The authors of these subversive sentiments are not leftists, or even angry centrists. They are 1) Republican National Chairman Lee Atwater; 2) the conservative economics columnist of the “Dallas News” and 3) George Will. No Democratic presidential candidate of the ‘80s, except Jesse Jackson, came anywhere near this level of candor, common sense and populist indignation.

So what are the democrats for? This is not a rhetorical question. Actually, I don’t believe George Will — or even Kevin Phillips— has a clue. Nor do any Democratic presidential candidates, probably including Jackson. Here’s the answer.

There is an old left-wing slogan: America has only one political part the Property Party; Democrats and Republicans are its two main factions. Attempts have been made, sometimes plausible and sometimes not, to substantiate this slogan. “Right Turn: The Decline of the Democrats & the Future of American Politics” (1987), by Thomas Ferguson and Joel Rogers, is an extremely plausible attempt. Ferguson and Rogers claim that electoral politics, like virtually every other sphere of activity in a capitalist society, is a kind of market. Firms (parties) with similar products (positions) compete for consumers (voters) and promise profits (beneficial government intervention) to investors (contributors). As in the rest of the economy, consumers maybe sovereign in theory, but, in practice, control lies with investors.

An elegant conceptual scheme, and it comes with plenty of empirical support. Phillips’ research on election results is legendary for its thoroughness and astuteness. Ferguson and Rogers’ research into campaign contributions is Phillips’ equal in these respects, as well as being more to the point. Their account of who owns the Republican and Democratic parties, and of how the changing needs of these “investors” have largely determined the shape of American political history, makes clear why the New Deal died and won’t rise again. There is still conflict among business elites, but be cause of changes in America’s inter national economic position, no longer does any of them have important interests that coincide with those of organized labor, consumers, inner-city dwellers or any other substantial segment of the population.

What, then, of Phillips’ hope for a populist, egalitarian reaction to Reaganism? The predicted shift in popular attitudes is undeniable; here and there, already visible.

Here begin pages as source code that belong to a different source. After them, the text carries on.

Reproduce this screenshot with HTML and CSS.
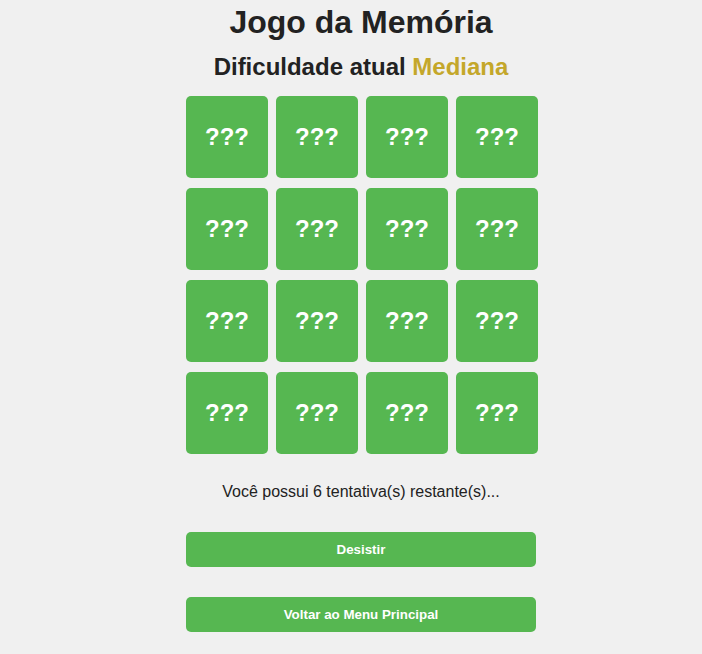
FILE: index.html
```html
<!DOCTYPE html>
<html lang="pt">
<head>
<meta charset="utf-8">
<title>Jogo da Memória</title>
<link rel="stylesheet" href="styles.css">
</head>
<body>
<main class="game">
  <h1 class="title">Jogo da Memória</h1>
  <h2 class="subtitle">Dificuldade atual <span class="level">Mediana</span></h2>
  <div class="board">
    <div class="card">???</div><div class="card">???</div><div class="card">???</div><div class="card">???</div>
    <div class="card">???</div><div class="card">???</div><div class="card">???</div><div class="card">???</div>
    <div class="card">???</div><div class="card">???</div><div class="card">???</div><div class="card">???</div>
    <div class="card">???</div><div class="card">???</div><div class="card">???</div><div class="card">???</div>
  </div>
  <p class="attempts">Você possui 6 tentativa(s) restante(s)...</p>
  <button class="btn btn-quit">Desistir</button>
  <button class="btn btn-menu">Voltar ao Menu Principal</button>
</main>
</body>
</html>
```
FILE: styles.css
```css
html, body {
  margin: 0;
  background: #f0f0f0;
}
body {
  padding: 0 8px 0 28px;
  font-family: "Liberation Sans", Arial, sans-serif;
  color: #222;
}
.game {
  display: flex;
  flex-direction: column;
  align-items: center;
}
.title {
  margin: 4px 0 0;
  font-size: 32px;
  line-height: 37px;
  font-weight: bold;
}
.subtitle {
  margin: 12px 0 0;
  font-size: 24px;
  line-height: 28px;
  font-weight: bold;
}
.level {
  color: #c4a72a;
}
.board {
  margin-top: 15px;
  padding-left: 2px;
  display: grid;
  grid-template-columns: repeat(4, 82px);
  grid-auto-rows: 82px;
  column-gap: 8px;
  row-gap: 10px;
}
.card {
  background: #56b751;
  border-radius: 5px;
  color: #fff;
  font-size: 24px;
  font-weight: bold;
  display: flex;
  align-items: center;
  justify-content: center;
}
.attempts {
  margin: 29px 0 0;
  font-size: 16px;
  line-height: 18px;
}
.btn {
  width: 350px;
  height: 35px;
  border: none;
  border-radius: 5px;
  background: #56b751;
  color: #fff;
  font-family: "Liberation Sans", Arial, sans-serif;
  font-size: 13.333px;
  font-weight: bold;
  padding: 0;
}
.btn-quit {
  margin-top: 31px;
}
.btn-menu {
  margin-top: 30px;
}
```
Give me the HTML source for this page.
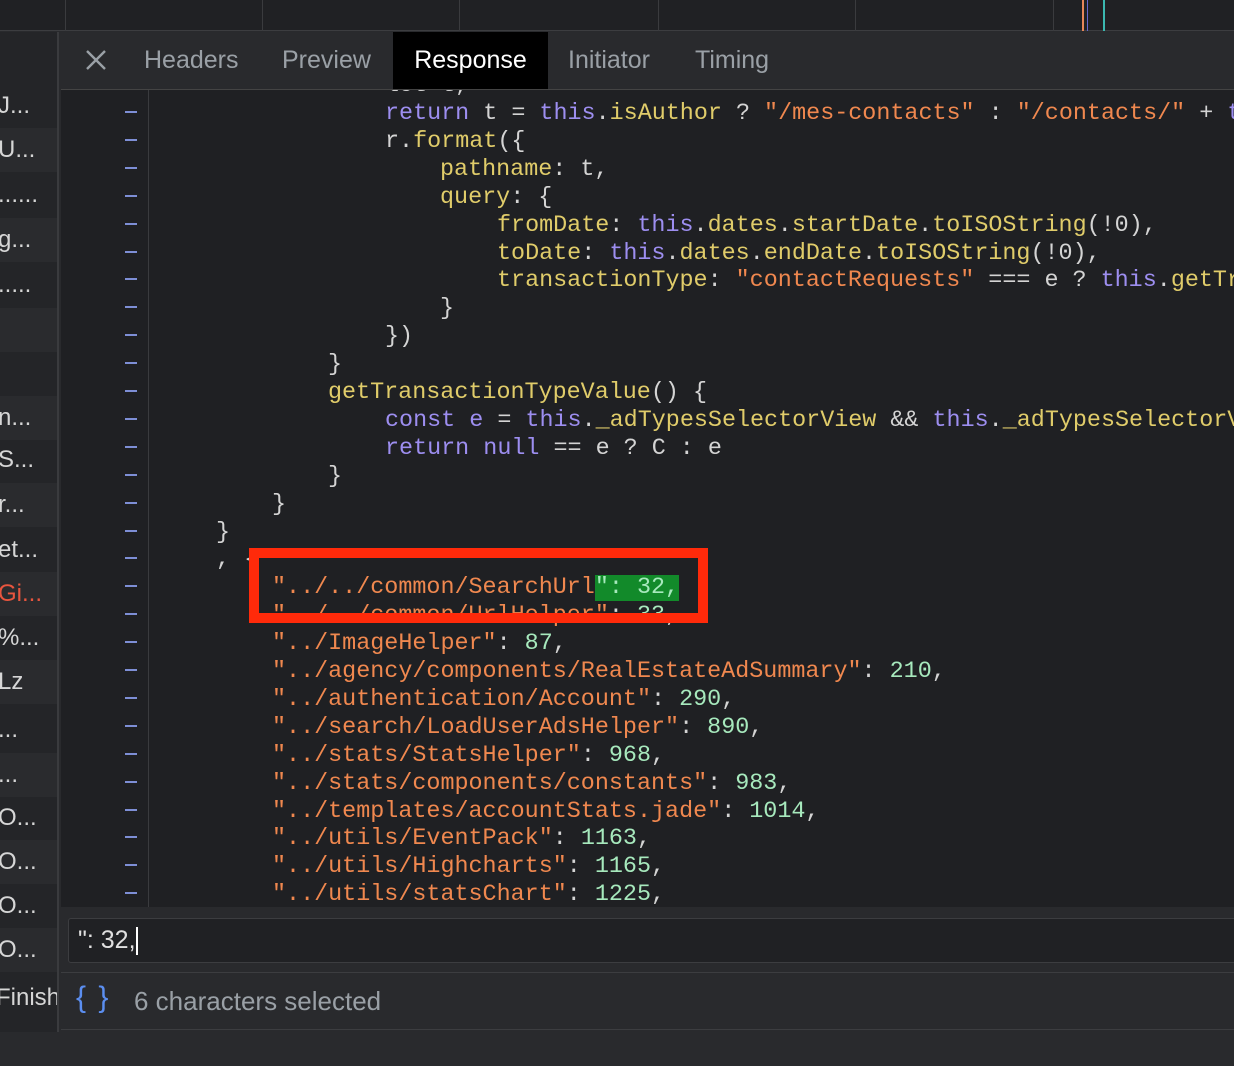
<!DOCTYPE html>
<html><head><meta charset="utf-8"><style>
*{margin:0;padding:0;box-sizing:border-box}
body{width:1234px;height:1066px;background:#292a2d;position:relative;overflow:hidden;font-family:"Liberation Sans",sans-serif}
.top{position:absolute;left:0;top:0;width:1234px;height:31px;background:#202124;border-bottom:1px solid #3c3d40}
.top i{position:absolute;top:0;width:1px;height:31px;background:#3a3b3e}
.left{position:absolute;left:0;top:32px;width:59px;height:1000px;background:#242528;border-right:2px solid #3a3b3e;overflow:hidden}
.left div{position:absolute;left:-2px;height:44px;width:59px;font-size:24px;color:#d6d6d6;line-height:44px;white-space:nowrap}
.tabs{position:absolute;left:61px;top:32px;width:1173px;height:58px;background:#292a2d;border-bottom:1px solid #444;z-index:3}
.tab{position:absolute;top:0;height:57px;line-height:56px;font-size:25px;color:#9aa0a6}
.code{position:absolute;left:61px;top:90px;width:1173px;height:817px;background:#1f2023;overflow:hidden}
.gut{position:absolute;left:87px;top:0;width:1px;height:817px;background:#3a3b3e}
.ln{position:absolute;left:0;height:28px;line-height:28px;font-family:"Liberation Mono",monospace;font-size:23.4px;color:#d4d4d4;white-space:pre}
.d{position:absolute;left:64px;width:12px;height:2px;background:#7e8fd6}
.k{color:#9d8ef0}.p{color:#e0cc6a}.s{color:#f0884f}.n{color:#a7e9bd}
.search{position:absolute;left:68px;top:918px;width:1170px;height:45px;background:#202124;border:1px solid #3c3d40;border-radius:3px;font-size:25px;color:#e0e0e0;line-height:43px;padding-left:9px}
.status{position:absolute;left:61px;top:972px;width:1173px;height:58px;background:#292a2d;border-top:1px solid #3c3d40;border-bottom:1px solid #3c3d40}
.box{position:absolute;left:249px;top:548px;width:459px;height:75px;border:10px solid #ff2a0a;z-index:4}
</style></head><body>
<div class="top"><i style="left:65px"></i><i style="left:262px"></i><i style="left:459px"></i><i style="left:658px"></i><i style="left:855px"></i><i style="left:1053px"></i>
<i style="left:1082px;width:2px;background:#e8875a"></i><i style="left:1087px;background:#66c"></i><i style="left:1103px;width:2px;background:#3bb8b0"></i></div>
<div class="left">
<div style="top:52px">J...</div><div style="top:96px;background:#2a2b2e">U...</div><div style="top:141px">......</div><div style="top:186px;background:#2a2b2e">g...</div><div style="top:231px">.....</div><div style="top:276px;background:#2a2b2e"></div><div style="top:320px"></div>
<div style="top:364px;background:#2a2b2e">n...</div><div style="top:406px">S...</div><div style="top:451px;background:#2a2b2e">r...</div><div style="top:496px">et...</div><div style="top:540px;color:#e8553e;background:#2a2b2e">Gi...</div><div style="top:584px">%...</div><div style="top:628px;background:#2a2b2e">Lz</div><div style="top:676px">...</div><div style="top:721px;background:#2a2b2e">...</div><div style="top:764px">O...</div><div style="top:808px;background:#2a2b2e">O...</div><div style="top:852px">O...</div><div style="top:896px;background:#2a2b2e">O...</div><div style="top:944px;left:-4px">Finish</div>
</div>
<div class="tabs">
<svg style="position:absolute;left:24px;top:17px" width="22" height="22" viewBox="0 0 22 22"><path d="M2 2L20 20M20 2L2 20" stroke="#9aa0a6" stroke-width="2.4"/></svg>
<div class="tab" style="left:83px">Headers</div><div class="tab" style="left:221px">Preview</div>
<div class="tab" style="left:332px;width:155px;background:#000;color:#fff;text-align:center">Response</div>
<div class="tab" style="left:507px">Initiator</div><div class="tab" style="left:634px">Timing</div>
</div>
<div class="code"><div class="gut"></div>
<div id="c"></div>
</div>
<div class="box"></div>
<div class="search">": 32,<span style="display:inline-block;width:2px;height:28px;background:#fff;vertical-align:middle"></span></div>
<div class="status"><span style="position:absolute;left:15px;top:8px;font-size:30px;color:#5b8ef0;letter-spacing:2px">{ }</span><span style="position:absolute;left:73px;top:13px;font-size:26px;color:#9aa0a6">6 characters selected</span></div>
<script>
var L=[
[385,-1,'let t,'],
[385,0,'<span class="k">return</span> t = <span class="k">this</span>.<span class="p">isAuthor</span> ? <span class="s">"/mes-contacts"</span> : <span class="s">"/contacts/"</span> + <span class="k">t</span>'],
[385,1,'r.<span class="p">format</span>({'],
[440,2,'<span class="p">pathname</span>: t,'],
[440,3,'<span class="p">query</span>: {'],
[497,4,'<span class="p">fromDate</span>: <span class="k">this</span>.<span class="p">dates</span>.<span class="p">startDate</span>.<span class="p">toISOString</span>(!0),'],
[497,5,'<span class="p">toDate</span>: <span class="k">this</span>.<span class="p">dates</span>.<span class="p">endDate</span>.<span class="p">toISOString</span>(!0),'],
[497,6,'<span class="p">transactionType</span>: <span class="s">"contactRequests"</span> === e ? <span class="k">this</span>.<span class="p">getTransactionTypeValue</span>'],
[440,7,'}'],[385,8,'})'],[328,9,'}'],
[328,10,'<span class="p">getTransactionTypeValue</span>() {'],
[385,11,'<span class="k">const</span> <span class="k">e</span> = <span class="k">this</span>.<span class="p">_adTypesSelectorView</span> &amp;&amp; <span class="k">this</span>.<span class="p">_adTypesSelectorView</span>'],
[385,12,'<span class="k">return</span> <span class="k">null</span> == e ? C : e'],
[328,13,'}'],[272,14,'}'],[216,15,'}'],[216,16,', {'],
[272,17,'<span class="s">"../../common/SearchUrl</span><span style="background:#128a2a;color:#a7e9bd">": 32,</span>'],
[272,18,'<span class="s">"../../common/UrlHelper"</span>: <span class="n">33</span>,'],
[272,19,'<span class="s">"../ImageHelper"</span>: <span class="n">87</span>,'],
[272,20,'<span class="s">"../agency/components/RealEstateAdSummary"</span>: <span class="n">210</span>,'],
[272,21,'<span class="s">"../authentication/Account"</span>: <span class="n">290</span>,'],
[272,22,'<span class="s">"../search/LoadUserAdsHelper"</span>: <span class="n">890</span>,'],
[272,23,'<span class="s">"../stats/StatsHelper"</span>: <span class="n">968</span>,'],
[272,24,'<span class="s">"../stats/components/constants"</span>: <span class="n">983</span>,'],
[272,25,'<span class="s">"../templates/accountStats.jade"</span>: <span class="n">1014</span>,'],
[272,26,'<span class="s">"../utils/EventPack"</span>: <span class="n">1163</span>,'],
[272,27,'<span class="s">"../utils/Highcharts"</span>: <span class="n">1165</span>,'],
[272,28,'<span class="s">"../utils/statsChart"</span>: <span class="n">1225</span>,']
];
var h='';
L.forEach(function(l){var cy=114+l[1]*27.9-90;
h+='<div class="ln" style="left:'+(l[0]-61)+'px;top:'+(cy-14)+'px">'+l[2]+'</div>';
if(l[1]>=0)h+='<div class="d" style="top:'+(cy-3)+'px"></div>';});
document.getElementById('c').innerHTML=h;
</script>
</body></html>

But before it can have any practical result, the Democratic Party must be either transformed or abandoned. As Phillips himself observes: Dukakis far out-drew other major 1988 Democratic contenders in campaign contributions from businessmen, lawyers and financiers. Dependence of this kind was a major constraint, realistically barring more than a façade of populism.”

Dependence of any other kind would, realistically, make for a radically different Democratic Party, and a radically different American polity. The great populist challenge of the l890s was beaten back by a brilliant, unscrupulous, tightly coordinated and lavishly financed counterattack. Since then, the mass production and distribution of ideology has evolved into an advanced technology, whose ownership and control, like that of all other advanced technologies, is becoming ever more concentrated. For political purposes, attitudes and sentiments do not exist before they are expressed. To give large-scale expression to popular sentiments, to work out and put forth a detailed political program based on them, requires information, organization and publicity And all these require a lot of cash.

If you think about where those who currently devise and disseminate political programs on a large scale (i.e., the Democrats and Republicans) get their money, and then reflect on how likely those sources of money are to fund a “populist reaction” to their greed and irresponsibility, you’ll have the measure of Phillips’ (admittedly tentative) hopes. It’s too bad that this shrewdest, most tough-minded of contemporary political analysts didn’t analyze his own assumptions — with the greatest respect, I would still call them illusions — about American electoral politics a little more deeply.